Data Link Layer Functions The following are the key tasks performed at the data link layer:

• Logical Link Control (LLC): Logical link control refers to the functions required for the establishment and control of logical links between local devices on a network. As mentioned above, this is usually considered a DLL sublayer; it provides services to the network layer above it and hides the rest of the details of the data link layer to allow different technologies to work seamlessly with the higher layers. Most local area networking technologies use the IEEE 802.2 LLC protocol.

• Media Access Control (MAC): This refers to the procedures used by devices to control access to the network medium. Since many networks use a shared medium (such as a single network cable, or a series of cables that are electrically connected into a single virtual medium) it is necessary to have rules for managing the medium to avoid conflicts. For example. Ethernet uses the CSMA/CD method of media access control, while Token Ring uses token passing.

• Data Framing: The data link layer is responsible for the final encapsulation of higher-level messages into frames that are sent over the network at the physical layer.

• Addressing: The data link layer is the lowest layer in the OSI model that is concerned with addressing: labeling information with a particular destination location.
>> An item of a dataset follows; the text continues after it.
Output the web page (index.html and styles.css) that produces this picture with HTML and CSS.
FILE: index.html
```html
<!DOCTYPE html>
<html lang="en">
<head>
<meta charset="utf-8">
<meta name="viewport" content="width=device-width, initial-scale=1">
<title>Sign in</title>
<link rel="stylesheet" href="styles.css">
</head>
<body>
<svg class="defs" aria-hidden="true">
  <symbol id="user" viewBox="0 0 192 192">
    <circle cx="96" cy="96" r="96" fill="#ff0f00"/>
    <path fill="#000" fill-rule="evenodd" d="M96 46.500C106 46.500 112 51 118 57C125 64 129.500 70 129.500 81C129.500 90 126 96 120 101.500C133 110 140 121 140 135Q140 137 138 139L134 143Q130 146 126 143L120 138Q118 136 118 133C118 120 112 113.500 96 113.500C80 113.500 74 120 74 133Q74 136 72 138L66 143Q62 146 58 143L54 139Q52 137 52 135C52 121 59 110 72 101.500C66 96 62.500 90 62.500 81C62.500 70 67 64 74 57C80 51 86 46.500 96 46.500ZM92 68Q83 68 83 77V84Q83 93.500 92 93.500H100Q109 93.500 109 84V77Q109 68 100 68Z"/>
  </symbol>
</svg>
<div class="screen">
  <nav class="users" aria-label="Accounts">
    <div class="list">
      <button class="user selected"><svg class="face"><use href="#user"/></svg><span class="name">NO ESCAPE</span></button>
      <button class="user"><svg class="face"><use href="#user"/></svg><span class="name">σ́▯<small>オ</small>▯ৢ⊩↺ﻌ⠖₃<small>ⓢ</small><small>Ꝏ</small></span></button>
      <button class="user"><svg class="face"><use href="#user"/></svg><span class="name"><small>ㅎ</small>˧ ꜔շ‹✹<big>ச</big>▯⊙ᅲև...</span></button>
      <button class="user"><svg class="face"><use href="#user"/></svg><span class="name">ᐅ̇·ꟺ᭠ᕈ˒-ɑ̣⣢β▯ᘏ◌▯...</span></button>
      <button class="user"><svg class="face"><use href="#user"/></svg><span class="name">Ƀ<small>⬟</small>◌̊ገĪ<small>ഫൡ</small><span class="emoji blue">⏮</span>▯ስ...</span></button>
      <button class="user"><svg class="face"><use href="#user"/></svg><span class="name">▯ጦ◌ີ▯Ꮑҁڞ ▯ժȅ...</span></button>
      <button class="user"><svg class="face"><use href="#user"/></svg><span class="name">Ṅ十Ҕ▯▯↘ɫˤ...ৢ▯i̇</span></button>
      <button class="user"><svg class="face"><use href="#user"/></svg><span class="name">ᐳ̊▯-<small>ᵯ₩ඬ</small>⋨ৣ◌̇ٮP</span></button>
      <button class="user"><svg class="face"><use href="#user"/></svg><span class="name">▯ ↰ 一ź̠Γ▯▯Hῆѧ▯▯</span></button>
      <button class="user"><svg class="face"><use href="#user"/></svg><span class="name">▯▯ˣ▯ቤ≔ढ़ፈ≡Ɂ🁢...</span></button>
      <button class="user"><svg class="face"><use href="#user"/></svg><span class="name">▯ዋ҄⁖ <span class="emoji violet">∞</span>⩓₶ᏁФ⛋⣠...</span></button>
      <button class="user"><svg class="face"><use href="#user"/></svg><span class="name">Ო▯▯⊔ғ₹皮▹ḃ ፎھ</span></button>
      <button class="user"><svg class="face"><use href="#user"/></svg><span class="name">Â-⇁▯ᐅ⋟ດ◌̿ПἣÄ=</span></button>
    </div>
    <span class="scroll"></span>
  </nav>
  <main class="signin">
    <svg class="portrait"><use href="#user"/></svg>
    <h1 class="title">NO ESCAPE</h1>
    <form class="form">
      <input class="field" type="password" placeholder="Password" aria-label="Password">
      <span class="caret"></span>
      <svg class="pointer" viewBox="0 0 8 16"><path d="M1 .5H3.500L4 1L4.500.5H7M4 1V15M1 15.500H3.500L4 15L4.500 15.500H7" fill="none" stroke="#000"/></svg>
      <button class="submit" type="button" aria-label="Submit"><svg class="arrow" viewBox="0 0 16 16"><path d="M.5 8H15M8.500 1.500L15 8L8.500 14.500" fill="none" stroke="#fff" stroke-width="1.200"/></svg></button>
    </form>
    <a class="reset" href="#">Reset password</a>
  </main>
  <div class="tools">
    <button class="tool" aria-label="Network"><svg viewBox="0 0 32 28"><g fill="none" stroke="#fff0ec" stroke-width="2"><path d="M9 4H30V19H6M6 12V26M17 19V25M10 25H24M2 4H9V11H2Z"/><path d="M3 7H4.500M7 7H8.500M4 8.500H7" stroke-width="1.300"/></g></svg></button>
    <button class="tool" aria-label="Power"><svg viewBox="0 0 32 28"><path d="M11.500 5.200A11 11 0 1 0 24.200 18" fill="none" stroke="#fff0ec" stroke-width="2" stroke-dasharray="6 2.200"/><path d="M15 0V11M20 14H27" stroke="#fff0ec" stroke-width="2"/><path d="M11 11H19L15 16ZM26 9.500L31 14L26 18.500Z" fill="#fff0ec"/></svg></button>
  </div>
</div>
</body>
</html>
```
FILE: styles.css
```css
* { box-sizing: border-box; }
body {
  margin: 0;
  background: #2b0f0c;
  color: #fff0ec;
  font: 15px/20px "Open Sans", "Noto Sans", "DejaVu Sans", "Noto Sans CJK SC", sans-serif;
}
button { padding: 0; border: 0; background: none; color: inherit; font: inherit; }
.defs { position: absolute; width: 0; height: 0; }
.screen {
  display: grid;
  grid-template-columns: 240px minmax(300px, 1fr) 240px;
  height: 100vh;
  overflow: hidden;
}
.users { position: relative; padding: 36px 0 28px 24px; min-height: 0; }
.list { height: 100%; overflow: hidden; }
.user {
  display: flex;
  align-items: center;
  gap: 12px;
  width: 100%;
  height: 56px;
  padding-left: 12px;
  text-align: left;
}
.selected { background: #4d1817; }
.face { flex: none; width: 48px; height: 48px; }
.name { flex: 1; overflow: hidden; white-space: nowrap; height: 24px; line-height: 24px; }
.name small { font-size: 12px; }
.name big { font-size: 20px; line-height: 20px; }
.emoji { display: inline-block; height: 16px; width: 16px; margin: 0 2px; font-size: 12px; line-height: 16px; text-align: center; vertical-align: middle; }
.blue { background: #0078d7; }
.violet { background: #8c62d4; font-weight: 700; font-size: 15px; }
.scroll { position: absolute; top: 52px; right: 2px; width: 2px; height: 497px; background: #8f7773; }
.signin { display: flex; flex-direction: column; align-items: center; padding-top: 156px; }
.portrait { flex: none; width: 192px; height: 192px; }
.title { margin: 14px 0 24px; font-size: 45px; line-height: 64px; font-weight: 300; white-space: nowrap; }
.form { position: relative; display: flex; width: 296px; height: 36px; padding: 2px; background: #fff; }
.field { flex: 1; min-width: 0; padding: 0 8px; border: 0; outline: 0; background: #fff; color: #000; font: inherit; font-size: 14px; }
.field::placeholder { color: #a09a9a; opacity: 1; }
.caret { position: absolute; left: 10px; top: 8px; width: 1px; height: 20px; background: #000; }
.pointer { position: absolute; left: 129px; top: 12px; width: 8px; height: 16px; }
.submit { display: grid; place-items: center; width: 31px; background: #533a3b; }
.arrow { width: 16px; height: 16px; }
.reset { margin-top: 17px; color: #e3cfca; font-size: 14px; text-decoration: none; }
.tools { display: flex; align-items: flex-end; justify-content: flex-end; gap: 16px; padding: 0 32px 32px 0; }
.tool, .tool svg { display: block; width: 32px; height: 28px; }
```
Each device on a network has a unique number, usually called a hardware address or MAC address, that is used by the data link layer protocol to ensure that data intended for a specific machine gets to it properly.

• Error Detection and Handling: The data link layer handles errors that occur at the lower levels of the network stack. For example, a cyclic redundancy check (CRC) field is often employed to allow the station receiving data to detect if it was received correctly.